In this repo we establish and compare three different AI models: LSTM , LGBM , INFORMER and two different data modelling techniques: Forex Modelling and Forex Return Modelling . The dataset we used comprised of the hourly forex data of four key exchange rates: GBP/USD, EUR/GBP, EUR/USD, and XAU/USD . Our experimental results highlight the stochastic nature of markets which poses a challenge to state of the art models in achieving reliable predictions.
Data preprocessing played a pivotal role in empowering the models by removing large swings and allowing them capture the underlying patterns and relationships present in the data. Feature Engineering, on the other hand, had a negative impact on the performance of the models as the best results were achieved with just the exchange rates and their returns as inputs.
Of the three AI models, LightGBM produced the best results beating both state of the art deep learning models for time series forecasting. This finding is significant because it addresses the misconception of “Complex Models are always better”. While complex models are beneficial for certain tasks they are not necessarily a general solution especially in financial forecasting where overfitting on noise can be a huge problem. A simpler model can therefore perform better in such scenarios.
In Table 2, the MSEs are compared to the Mean Value of Return of the test portions. The mean value of return, in the context of financial forecasting, is considered as a naïve forecast.
Similarly in Table 3, we compared the Directional Accuracy Scores of each Model.

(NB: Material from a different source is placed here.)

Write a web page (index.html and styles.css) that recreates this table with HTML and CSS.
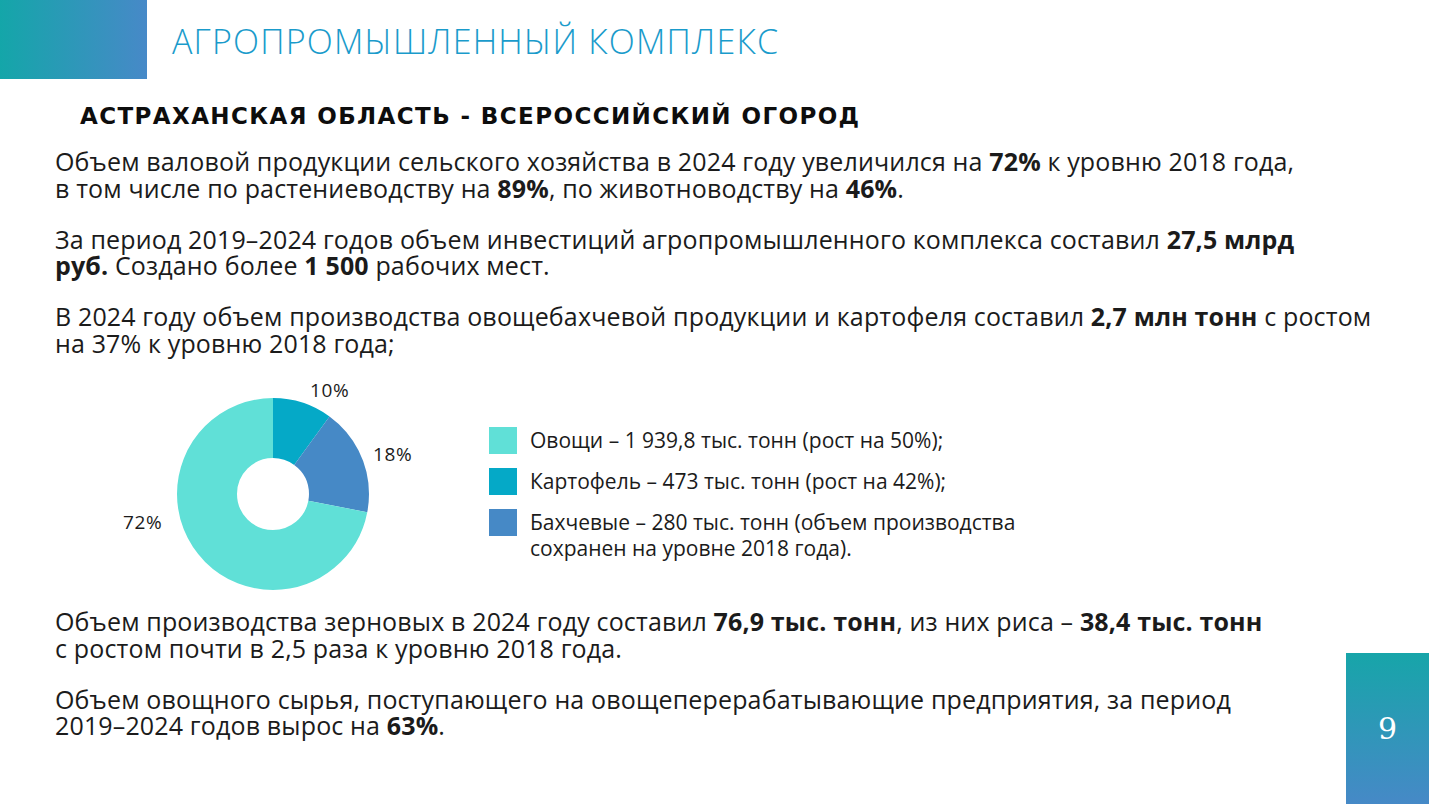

We further demonstrated the performance of the models by evaluating them in a simulated trading environment. We used the predictions of the best performing model i.e., LGBM and created a trading strategy. The trading strategy was implemented on each exchange rate for each one of the five test portions. It used two indicators: one for actual rate increment and the other for predicted rate increment. Based on these indicators, the buy and sell actions were triggered. When the model predicted a rise in the exchange rate and the actual rate confirmed it, it resulted in a profit. Conversely, when the model predicted an increase that didn’t materialize, a loss was incurred. The cumulative net profit was then computed over time, reflecting the overall success of the trading approach.
We began by investing a base amount of 20,000 units of the base currency on an hourly basis throughout the specified test portions. If we consider a minimum transaction cost of 1 unit of the base currency per trade, the cumulative profit graphs looked like as depicted in Fig.9.
This repo also contains the implementation of Additive Attention layer and a Custom Loss Function.